The best thing about it is that Evans pulls it off believably, confidently treading the line between campy and po-faced melancholy.
Meanwhile, Samuel L. Jackson’s (“Django Unchained”) Nick Fury, director of the government spy agency S.H.I.E.L.D., has developed a new weapon called Project Insight: an assembly of three mega-drones that can lock on and dispatch homing projectiles against any living target in the world. “S.H.I.E.L.D. takes the world as it is, not as we’d like it to be,” Fury says, to which Rogers retorts, “This isn’t freedom. This is fear!”
But as long as this power is in the right hands, we’re fine. Right? Unfortunately, Fury’s secretary Alexander Pierce (played by “Sundance Kid” Robert Redford) has other plans in mind that involve sacrificing 20 million lives for the “safety” of 40 million.
The Russo brothers (“You, Me and Dupree”) direct this impressively rich, yet balanced, behemoth of political intrigue, espionage and exquisite action sequences.
Some believe that the film’s subtitle is a reference to the Winter Soldier Investigation of 1971: a movement of hundreds of veterans and anti-war protestors to expose the heinous war crimes committed by the U.S. Armed Forces during the Vietnam War.
This piece of American history definitely adds to the achingly current valence of distrust against homeland security, a theme which this film heavily capitalizes on.
Or maybe that’s just gratuitous analysis getting in the way of what’s really important: the Winter Soldier is the name of Captain America’s new nemesis.
The Winter Soldier is, without revealing too much, a figure from Rogers’ past who matches him in intelligence, speed, strength and all-around demi-godness.
The enemy is a furious living corpse of a doppelganger who engages in a final climactic clash with the Captain that made me think:
If Rogers had been a product of our time instead of that unrealistically idyllic Golden Age, would the Captain merely be a part of the corrupt forces he is taking down in this film?
The character development is phenomenal here. “Iron Man 3” attempted at emotional darkness with Tony Stark’s Post Traumatic Stress Disorder, but his panic attacks ultimately came through as groundless and, at times, rather shameful moments of comic relief.
In “The Winter Soldier,” Rogers bonds with Sam Wilson (Anthony Mackie, “The Hurt Locker”) over the theme of coping with the heavy persistent guilt that follows after years of active military service.
Their comradeship is genuine and soon develops into a wickedly cool partnership.
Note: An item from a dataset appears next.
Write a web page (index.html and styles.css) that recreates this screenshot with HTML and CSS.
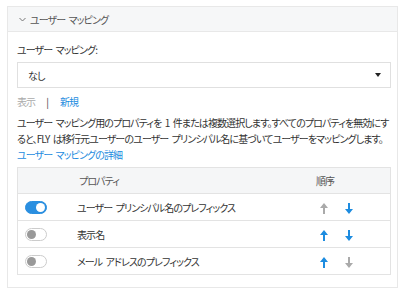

No doubt it opens up possibilities for plots in future “Avengers” films.
That said, this film has an alarmingly high body count: all to further achieve that ever-persistent filmmaker’s mission of grounding the superhero genre in gritty reality. A la Christopher Nolan (“Inception”), there are dire consequences for each moral decision the Captain and his team make.
Scarlett Johansson (“Vicky Cristina Barcelona”) reprises her strong female role as Natasha Romanoff, Agent Black Widow.
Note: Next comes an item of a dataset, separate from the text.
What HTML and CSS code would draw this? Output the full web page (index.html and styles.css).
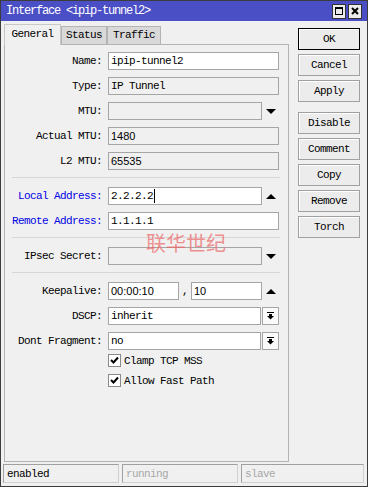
FILE: index.html
```html
<!DOCTYPE html>
<html lang="en">
<head>
  <meta charset="UTF-8" />
  <title>Interface &lt;ipip-tunnel2&gt;</title>
  <link rel="stylesheet" href="styles.css">
</head>
<body>
  <div class="window">
    <div class="titlebar">
      <span class="title">Interface &lt;ipip-tunnel2&gt;</span>
      <div class="tb-buttons">
        <span class="tb-btn">
          <svg width="8" height="8" viewBox="0 0 8 8"><rect x="0.5" y="0.5" width="7" height="7" fill="none" stroke="#000"/><rect x="0" y="0" width="8" height="2" fill="#000"/></svg>
        </span>
        <span class="tb-btn">
          <svg width="8" height="8" viewBox="0 0 8 8"><path d="M1 1 L7 7 M7 1 L1 7" stroke="#000" stroke-width="2"/></svg>
        </span>
      </div>
    </div>

    <div class="main">
      <div class="left">
        <div class="tabs">
          <div class="tab active tab-general">General</div>
          <div class="tab tab-status">Status</div>
          <div class="tab tab-traffic">Traffic</div>
        </div>
        <div class="panel">
          <div class="row">
            <span class="label">Name:</span>
            <div class="ctrl"><div class="field">ipip-tunnel2</div></div>
          </div>
          <div class="row">
            <span class="label">Type:</span>
            <div class="ctrl"><div class="field ro">IP Tunnel</div></div>
          </div>
          <div class="row">
            <span class="label">MTU:</span>
            <div class="ctrl"><div class="field ro"></div><span class="arrow"><i class="tri-down"></i></span></div>
          </div>
          <div class="row">
            <span class="label">Actual MTU:</span>
            <div class="ctrl"><div class="field ro num">1480</div></div>
          </div>
          <div class="row">
            <span class="label">L2 MTU:</span>
            <div class="ctrl"><div class="field ro num">65535</div></div>
          </div>

          <div class="sep"></div>

          <div class="row">
            <span class="label blue">Local Address:</span>
            <div class="ctrl"><div class="field">2.2.2.2<span class="caret"></span></div><span class="arrow"><i class="tri-up"></i></span></div>
          </div>
          <div class="row">
            <span class="label blue">Remote Address:</span>
            <div class="ctrl"><div class="field">1.1.1.1</div></div>
          </div>

          <div class="sep"></div>

          <div class="row">
            <span class="label">IPsec Secret:</span>
            <div class="ctrl"><div class="field ro"></div><span class="arrow"><i class="tri-down"></i></span></div>
          </div>

          <div class="sep"></div>

          <div class="row">
            <span class="label">Keepalive:</span>
            <div class="ctrl">
              <div class="field short num">00:00:10</div>
              <span class="comma">,</span>
              <div class="field num">10</div>
              <span class="arrow"><i class="tri-up"></i></span>
            </div>
          </div>
          <div class="row">
            <span class="label">DSCP:</span>
            <div class="ctrl">
              <div class="field">inherit</div>
              <span class="drop"><svg width="7" height="8" viewBox="0 0 7 8"><rect x="0" y="0" width="7" height="1"/><rect x="2" y="2" width="3" height="2"/><path d="M0 4 H7 L3.5 7.5 Z"/></svg></span>
            </div>
          </div>
          <div class="row">
            <span class="label">Dont Fragment:</span>
            <div class="ctrl">
              <div class="field">no</div>
              <span class="drop"><svg width="7" height="8" viewBox="0 0 7 8"><rect x="0" y="0" width="7" height="1"/><rect x="2" y="2" width="3" height="2"/><path d="M0 4 H7 L3.5 7.5 Z"/></svg></span>
            </div>
          </div>

          <div class="checks">
            <label class="check">
              <span class="box"><svg width="11" height="11" viewBox="0 0 11 11"><path d="M2 5 L4.5 7.5 L9 2.5" fill="none" stroke="#000" stroke-width="2"/></svg></span>
              Clamp TCP MSS
            </label>
            <label class="check">
              <span class="box"><svg width="11" height="11" viewBox="0 0 11 11"><path d="M2 5 L4.5 7.5 L9 2.5" fill="none" stroke="#000" stroke-width="2"/></svg></span>
              Allow Fast Path
            </label>
          </div>
        </div>
      </div>

      <div class="buttons">
        <button class="btn default">OK</button>
        <button class="btn">Cancel</button>
        <button class="btn">Apply</button>
        <button class="btn spaced">Disable</button>
        <button class="btn">Comment</button>
        <button class="btn">Copy</button>
        <button class="btn">Remove</button>
        <button class="btn">Torch</button>
      </div>
    </div>

    <div class="statusbar">
      <div class="seg">enabled</div>
      <div class="seg dim">running</div>
      <div class="seg dim">slave</div>
    </div>

    <div class="watermark">联华世纪</div>
  </div>
</body>
</html>
```

FILE: styles.css
```css
* {
  box-sizing: border-box;
}

html, body {
  margin: 0;
  padding: 0;
}

body {
  font-family: "Liberation Mono", "DejaVu Sans Mono", monospace;
  font-size: 11px;
  letter-spacing: -0.6px;
  color: #000;
  background: #f0f0f0;
}

.window {
  position: relative;
  width: 368px;
  height: 487px;
  border: 1px solid #3c3c3c;
  background: #f0f0f0;
  display: flex;
  flex-direction: column;
}

/* title bar */
.titlebar {
  flex: none;
  height: 20px;
  background: #4b4fc6;
  color: #fff;
  display: flex;
  align-items: center;
  padding: 0 5px 0 5px;
}

.title {
  flex: 1;
  font-size: 12px;
  letter-spacing: -1.2px;
}

.tb-buttons {
  display: flex;
  gap: 2px;
}

.tb-btn {
  width: 14px;
  height: 15px;
  border: 1px solid #333;
  background: #ececec;
  display: flex;
  align-items: center;
  justify-content: center;
}

/* main area */
.main {
  flex: 1;
  display: flex;
  padding: 3px 0 0 3px;
  min-height: 0;
}

.left {
  width: 285px;
  display: flex;
  flex-direction: column;
}

.tabs {
  display: flex;
  align-items: flex-end;
  height: 20px;
  flex: none;
}

.tab {
  height: 18px;
  border: 1px solid #b4b4b4;
  border-bottom: none;
  background: #d9d9d9;
  display: flex;
  align-items: center;
  justify-content: center;
  padding-bottom: 1px;
}

.tab.active {
  height: 21px;
  margin-bottom: -1px;
  background: #f0f0f0;
  position: relative;
  z-index: 1;
  border-color: #c8c8c8;
  align-items: flex-start;
  padding-top: 3px;
}

.tab-general { width: 57px; }
.tab-status { width: 46px; }
.tab-traffic { width: 54px; }

.panel {
  flex: 1;
  border: 1px solid #b4b4b4;
  background: #f0f0f0;
  padding: 7px 9px 0 0;
  display: flex;
  flex-direction: column;
  gap: 7px;
}

.row {
  display: grid;
  grid-template-columns: 97px 1fr;
  column-gap: 6px;
  align-items: center;
  height: 18px;
}

.label {
  text-align: right;
  white-space: nowrap;
}

.label.blue {
  color: #0000e6;
}

.ctrl {
  display: flex;
  height: 18px;
}

.field {
  flex: 1;
  min-width: 0;
  border: 1px solid #a5a5a5;
  background: #fff;
  padding: 0 2px;
  display: flex;
  align-items: center;
  white-space: nowrap;
  overflow: hidden;
}

.field.ro {
  background: #f0f0f0;
}

.field.num {
  font-family: "Liberation Sans", Arial, sans-serif;
  letter-spacing: 0;
}

.field.short {
  flex: none;
  width: 71px;
}

.caret {
  display: inline-block;
  width: 1px;
  height: 14px;
  background: #000;
  margin-left: 1px;
}

.comma {
  width: 12px;
  padding-left: 3px;
  display: flex;
  align-items: center;
}

.arrow {
  flex: none;
  width: 17px;
  display: flex;
  align-items: center;
  justify-content: center;
}

.tri-down {
  width: 0;
  height: 0;
  border-left: 5px solid transparent;
  border-right: 5px solid transparent;
  border-top: 5px solid #000;
}

.tri-up {
  width: 0;
  height: 0;
  border-left: 5px solid transparent;
  border-right: 5px solid transparent;
  border-bottom: 5px solid #000;
}

.drop {
  flex: none;
  width: 17px;
  margin-left: 1px;
  border: 1px solid #a5a5a5;
  background: #fafafa;
  display: flex;
  align-items: center;
  justify-content: center;
}

.sep {
  height: 1px;
  background: #d7d7d7;
  margin: 0 -1px 2px 7px;
}

.checks {
  display: flex;
  flex-direction: column;
  gap: 7px;
  margin-top: -3px;
  padding-left: 103px;
}

.check {
  display: flex;
  align-items: center;
  gap: 3px;
  height: 13px;
}

.box {
  width: 13px;
  height: 13px;
  border: 1px solid #8a8a8a;
  background: #fff;
  display: flex;
  align-items: center;
  justify-content: center;
}

/* right buttons */
.buttons {
  width: 62px;
  margin-left: 9px;
  padding-top: 4px;
  display: flex;
  flex-direction: column;
  gap: 4px;
}

.btn {
  height: 22px;
  margin: 0;
  padding: 0;
  font: inherit;
  letter-spacing: inherit;
  color: #000;
  border: 1px solid #a0a0a0;
  background: #ececec;
  box-shadow: inset 1px 1px 0 #fff;
}

.btn.default {
  border-color: #000;
}

.btn.spaced {
  margin-top: 6px;
}

/* status bar */
.statusbar {
  flex: none;
  height: 24px;
  display: grid;
  grid-template-columns: 116px 116px 1fr;
  column-gap: 3px;
  padding: 2px 3px 3px 2px;
}

.seg {
  border: 1px solid;
  border-color: #a0a0a0 #d0d0d0 #d0d0d0 #a0a0a0;
  padding-left: 3px;
  display: flex;
  align-items: center;
}

.seg.dim {
  color: #a8a8a8;
}

.watermark {
  position: absolute;
  left: 145px;
  top: 227px;
  font-family: "Noto Sans CJK SC", sans-serif;
  font-size: 20px;
  letter-spacing: 0;
  color: rgba(238, 100, 100, 0.7);
  pointer-events: none;
}
```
She shares a teasing yet wonderfully platonic rapport with the Cap, letting the right amount of vulnerability and humanity show through the cracks of her super-heroine invulnerability. “Hey fellas,” she smirks at Rogers and Wilson from a car window. “Either one of you know where The Smithsonian is? I’m here to pick up a fossil.”
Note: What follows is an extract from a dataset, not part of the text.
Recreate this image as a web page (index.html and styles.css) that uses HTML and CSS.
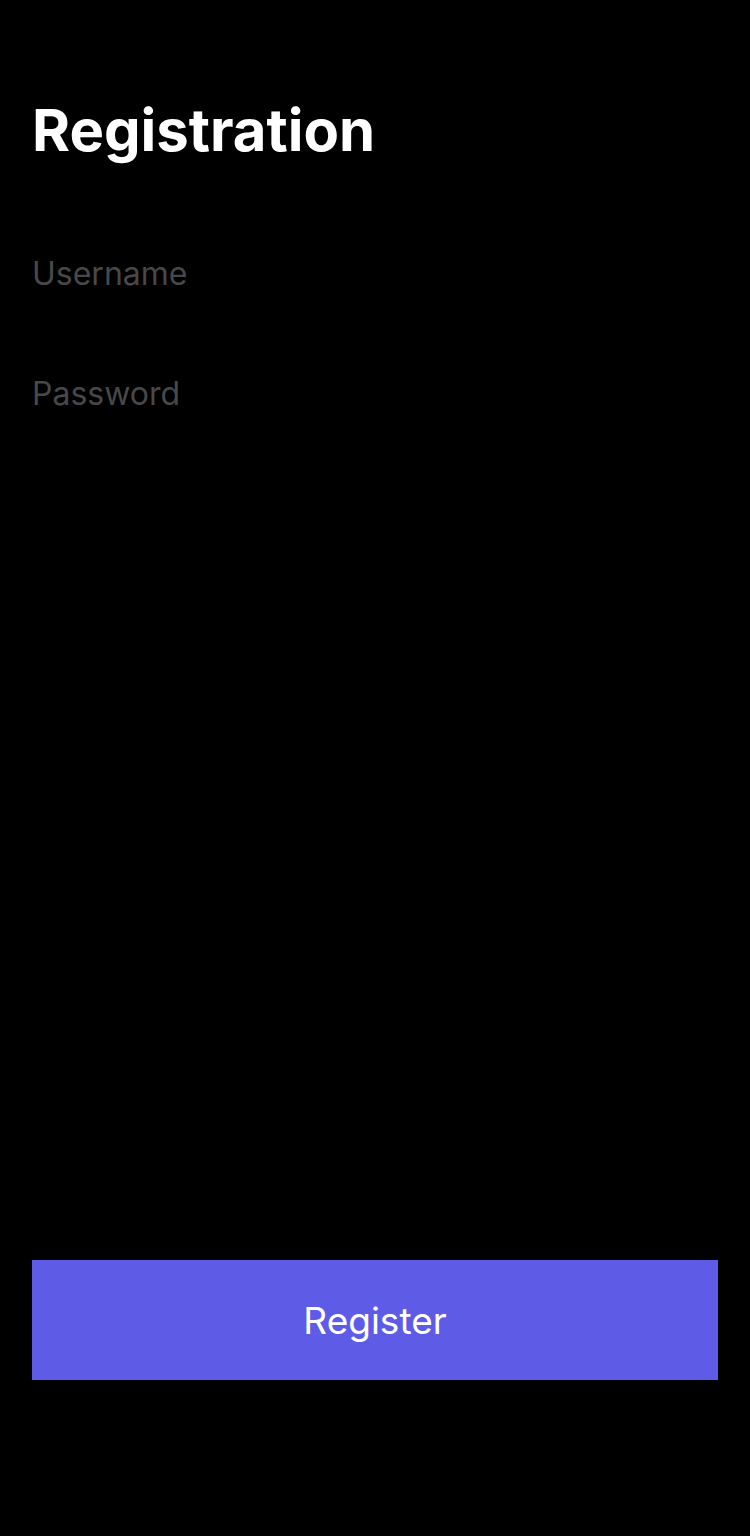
FILE: index.html
```html
<!DOCTYPE html>
<html lang="en">
<head>
<meta charset="utf-8">
<title>Registration</title>
<link rel="stylesheet" href="styles.css">
</head>
<body>
<main class="screen">
  <h1 class="title">Registration</h1>
  <form class="form">
    <input class="field" type="text" placeholder="Username">
    <input class="field" type="password" placeholder="Password">
  </form>
  <div class="spacer"></div>
  <button class="register" type="button">Register</button>
</main>
</body>
</html>
```
FILE: styles.css
```css
* { box-sizing: border-box; }
html, body {
  margin: 0;
  padding: 0;
  background: #000;
  height: 100%;
}
body {
  font-family: Inter, "Noto Sans", "Liberation Sans", sans-serif;
  color: #fff;
}
.screen {
  display: flex;
  flex-direction: column;
  height: 1536px;
  padding: 96px 32px 156px;
}
.title {
  margin: 0;
  font-size: 58px;
  font-weight: 700;
  line-height: 68px;
  letter-spacing: 0;
}
.form {
  display: flex;
  flex-direction: column;
  gap: 40px;
  margin-top: 69px;
}
.field {
  background: transparent;
  border: none;
  outline: none;
  padding: 0;
  height: 80px;
  font-family: inherit;
  font-size: 32px;
  color: #fff;
  width: 100%;
}
.field::placeholder { color: #48484a; }
.spacer { flex: 1; }
.register {
  height: 120px;
  width: 100%;
  border: none;
  background: #5e5ce6;
  color: #fff;
  font-family: inherit;
  font-size: 37px;
  font-weight: 400;
  padding: 0;
}
```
Her character gets better and better with every appearance in these films: The time is right for a standalone Black Widow film.
The close-quarters fighting sequences are stunning as Captain America athletically rushes into battle like an American Achilles. Parkour games and anatomical-physiological lightning are filmed in flashes of cuts with the shaky urgency of steadicam.
Yet that same sort of raw camerawork cleverly and cleanly reveals the fine and intelligent emotional performances put on by the cast of actors.
There was a reason why I chose to buy the Captain America mug at the Marvelverse portion of Universal Orlando’s Islands of Adventure, over the Wolverine, Hulk and Iron Man ones.
Captain America is the pinnacle of the all-too-seductive idea of a truly faithful and honest hero to rest our problems on.
After the caveman fury of the Hulk, the borderline heartless sleaze of Tony Stark and the endless brooding of the Wolverine, the Captain serves as a much-needed breath of fresh air.